Reduce side join in hadoop : Data analyses from different types of data sources
Posted By : Rohan Jain | 24-Nov-2014
Why we need to do data join ??
Consider an example we have two different data sources, our first data source has data of the form Person UID,Name, and total friends.
1,PersonA,300
2,PersonB,200
3,PersonC,250
And our second data source has data of form Person ID, current city, hometown , age, presentYear.
1,Gurgaon,Agra,22,2013
2,Delhi,Agra,21,2013
2,Noida,Agra,21,2014
Now we need the data from two different types of data source one with basic info other with socialinfo(kind of), and present the result in combined form.

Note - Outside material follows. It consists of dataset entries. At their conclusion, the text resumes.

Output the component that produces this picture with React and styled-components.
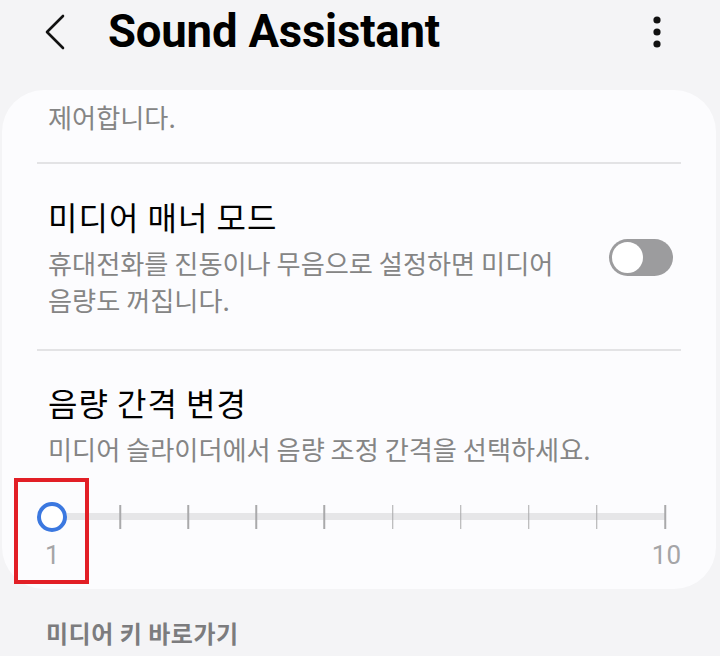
import React from 'react';
import styled, { createGlobalStyle } from 'styled-components';

const GlobalStyle = createGlobalStyle`
	html, body {
		margin: 0;
		padding: 0;
		background: #f4f4f6;
	}
	body {
		width: 720px;
		height: 656px;
		overflow: hidden;
		font-family: "Noto Sans CJK KR", "Noto Sans", sans-serif;
		word-break: keep-all;
	}
`

const Page = styled.div`
	position: relative;
	width: 720px;
	height: 656px;
	display: flex;
	flex-direction: column;

	& > * {
		flex-shrink: 0;
	}
`

const Header = styled.div`
	height: 90px;
	display: flex;
	align-items: flex-start;
	padding: 10px 44px 0 44px;
	box-sizing: border-box;
	gap: 36px;
`

const BackButton = styled.div`
	width: 28px;
	height: 44px;
	display: flex;
	align-items: center;
`

const Title = styled.h1`
	flex: 1;
	margin: 0;
	font-family: Roboto, "Liberation Sans", sans-serif;
	font-weight: 700;
	font-size: 45.5px;
	line-height: 44px;
	color: #000;
	letter-spacing: -0.2px;
`

const MoreButton = styled.div`
	width: 30px;
	height: 44px;
	display: flex;
	align-items: center;
	justify-content: center;
	margin-right: 4px;
`

const Card = styled.div`
	margin: 0 4px 0 2px;
	background: #fcfcfe;
	border-radius: 42px;
	padding: 0 35px;
`

const Section = styled.div`
	padding: ${p => p.$pad || '32px 0 30px'};
	border-bottom: ${p => (p.$last ? 'none' : '2px solid #e3e3e5')};
	display: flex;
	align-items: center;
	gap: 20px;
`

const TextBlock = styled.div`
	flex: 1;
	padding-left: 11px;
	display: flex;
	flex-direction: column;
	gap: 9px;
`

const ItemTitle = styled.div`
	font-size: 32px;
	line-height: 40px;
	color: #000;
	letter-spacing: 1px;
`

const ItemDesc = styled.div`
	font-size: 26.2px;
	line-height: 37px;
	color: #858585;
`

const Toggle = styled.div`
	width: 64px;
	height: 37px;
	border-radius: 19px;
	background: #9c9c9e;
	position: relative;
	margin-right: 8px;
	flex-shrink: 0;

	&::after {
		content: '';
		position: absolute;
		left: 3px;
		top: 3px;
		width: 31px;
		height: 31px;
		border-radius: 50%;
		background: #fff;
	}
`

const SliderBlock = styled.div`
	padding: 29px 0 0 0;
`

const SliderTrack = styled.div`
	position: relative;
	height: 40px;
	margin: 0 16px 0 15px;
`

const TrackLine = styled.div`
	position: absolute;
	left: 0;
	right: 0;
	top: 16px;
	height: 7px;
	background: #e6e6e8;
`

const Tick = styled.div`
	position: absolute;
	top: 8px;
	width: 1.5px;
	height: 24px;
	background: #a9a9ab;
	transform: translateX(-50%);
`

const Thumb = styled.div`
	position: absolute;
	left: 0;
	top: 5px;
	width: 22px;
	height: 22px;
	border: 4px solid #3b78e0;
	border-radius: 50%;
	background: #fff;
	transform: translateX(-50%);
`

const SliderLabels = styled.div`
	display: flex;
	justify-content: space-between;
	padding: 1px 0 17px 8px;
	font-family: Roboto, "Noto Sans", sans-serif;
	font-size: 26px;
	line-height: 34px;
	color: #a5a5a7;
`

const SubHeader = styled.div`
	padding: 26px 0 0 46px;
	font-size: 24px;
	font-weight: 700;
	color: #7c7c7e;
	letter-spacing: 0.5px;
`

const Highlight = styled.div`
	position: absolute;
	left: 14px;
	top: 478px;
	width: 67px;
	height: 98px;
	border: 4px solid #e21f26;
`

export default function App() {
	const ticks = Array.from({ length: 9 }, (_, i) => (i + 1) / 9);

	return (
		<Page>
			<GlobalStyle />
			<Header>
				<BackButton>
					<svg width="22" height="36" viewBox="0 0 22 36">
						<path d="M19 2 L3 18 L19 34" fill="none" stroke="#111" strokeWidth="2.6" strokeLinecap="round" strokeLinejoin="round" />
					</svg>
				</BackButton>
				<Title>Sound Assistant</Title>
				<MoreButton>
					<svg width="10" height="34" viewBox="0 0 10 34">
						<circle cx="5" cy="5" r="3.6" fill="#111" />
						<circle cx="5" cy="17" r="3.6" fill="#111" />
						<circle cx="5" cy="29" r="3.6" fill="#111" />
					</svg>
				</MoreButton>
			</Header>

			<Card>
				<Section $pad="9px 0 26px">
					<TextBlock>
						<ItemDesc>제어합니다.</ItemDesc>
					</TextBlock>
				</Section>

				<Section>
					<TextBlock>
						<ItemTitle>미디어 매너 모드</ItemTitle>
						<ItemDesc>휴대전화를 진동이나 무음으로 설정하면 미디어 음량도 꺼집니다.</ItemDesc>
					</TextBlock>
					<Toggle />
				</Section>

				<Section $pad="31px 0 0" $last>
					<TextBlock>
						<ItemTitle>음량 간격 변경</ItemTitle>
						<ItemDesc>미디어 슬라이더에서 음량 조정 간격을 선택하세요.</ItemDesc>
					</TextBlock>
				</Section>

				<SliderBlock>
					<SliderTrack>
						<TrackLine />
						{ticks.map((t) => (
							<Tick key={t} style={{ left: `${t * 100}%` }} />
						))}
						<Thumb />
					</SliderTrack>
					<SliderLabels>
						<span>1</span>
						<span>10</span>
					</SliderLabels>
				</SliderBlock>
			</Card>

			<SubHeader>미디어 키 바로가기</SubHeader>

			<Highlight />
		</Page>
	);
}
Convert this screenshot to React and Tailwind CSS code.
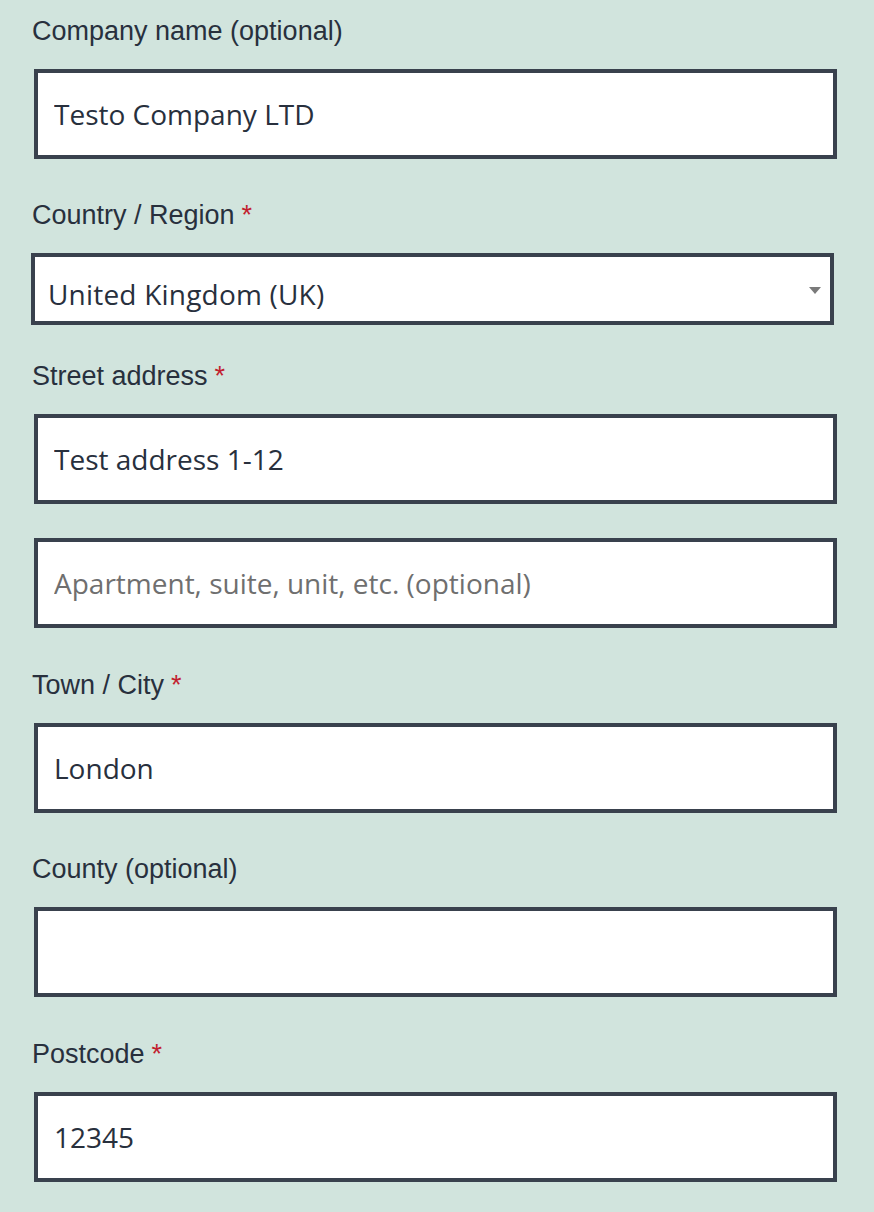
import React from 'react';

const labelCls = "block text-[27px] leading-[38px] text-[#28303d] mb-[19px] font-['Liberation_Sans',Arial,sans-serif]";
const inputCls = "block w-[803px] h-[90px] ml-[34px] border-[4px] border-[#39414d] bg-white pl-[16px] pr-4 text-[28px] text-[#28303d] placeholder:text-[#6f6f6f] outline-none font-['Open_Sans','Noto_Sans',sans-serif]";

const Req = () => <span className="text-[#c21e2f] ml-[7px]">*</span>;

const Field = ({ label, required, value, placeholder, mb }) => (
  <div className={mb}>
    <label className={labelCls + ' ml-[32px]'}>{label}{required && <Req />}</label>
    <input className={inputCls} defaultValue={value} placeholder={placeholder} />
  </div>
);

export default function App() {
  return (
    <div className="w-[874px] h-[1212px] bg-[#d1e4dd] pt-[12px] overflow-hidden">
      <Field label="Company name (optional)" value="Testo Company LTD" mb="mb-[37px]" />

      <div className="mb-[32px]">
        <label className={labelCls + ' ml-[32px]'}>Country / Region<Req /></label>
        <div className="relative ml-[31px] w-[803px] h-[72px] border-[4px] border-[#39414d] bg-white pl-[13px] pt-[16px] text-[28px] tracking-[0.2px] text-[#28303d] font-['Open_Sans','Noto_Sans',sans-serif]">
          United Kingdom (UK)
          <svg className="absolute right-[9px] top-[30px]" width="12" height="7" viewBox="0 0 12 7">
            <path d="M0 0h12L6 7z" fill="#7a7a7a" />
          </svg>
        </div>
      </div>

      <div className="mb-[38px]">
        <label className={labelCls + ' ml-[32px]'}>Street address<Req /></label>
        <input className={inputCls + ' mb-[34px]'} defaultValue="Test address 1-12" />
        <input className={inputCls} placeholder="Apartment, suite, unit, etc. (optional)" />
      </div>

      <Field label="Town / City" required value="London" mb="mb-[37px]" />
      <Field label="County (optional)" value="" mb="mb-[38px]" />
      <Field label="Postcode" required value="12345" />
    </div>
  );
}
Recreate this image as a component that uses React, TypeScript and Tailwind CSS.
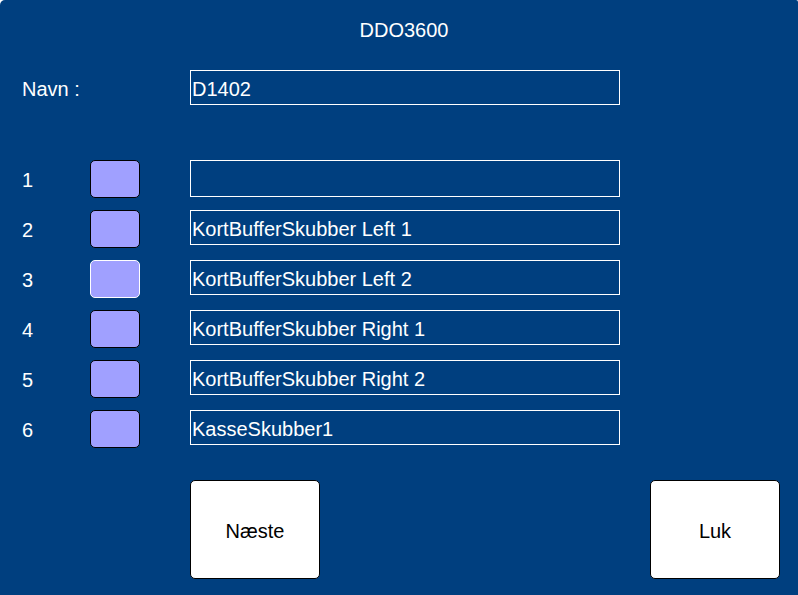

So to generate the output based on different data sources that are related in some way we can generate the combined result on the basis of some parameter , say (Person UID), and generate output like -
1 PersonA,300,Gurgaon,Agra,22,2013
To acheive this, Hadoop has a package called datajoin that works as a generic framework for data joining.
What is Reduce side joins
Named so, because done on Reduce side.
New terminologies
->data source , tag , and group key
Data Source -> input file/files
Tags -> The MapReduce paradigm calls for processing each record one at a time in a stateless
manner. If we want some state information to persist, we have to tag the record with
such state.
from example : To associate record with socialinfo or basicinfo tag.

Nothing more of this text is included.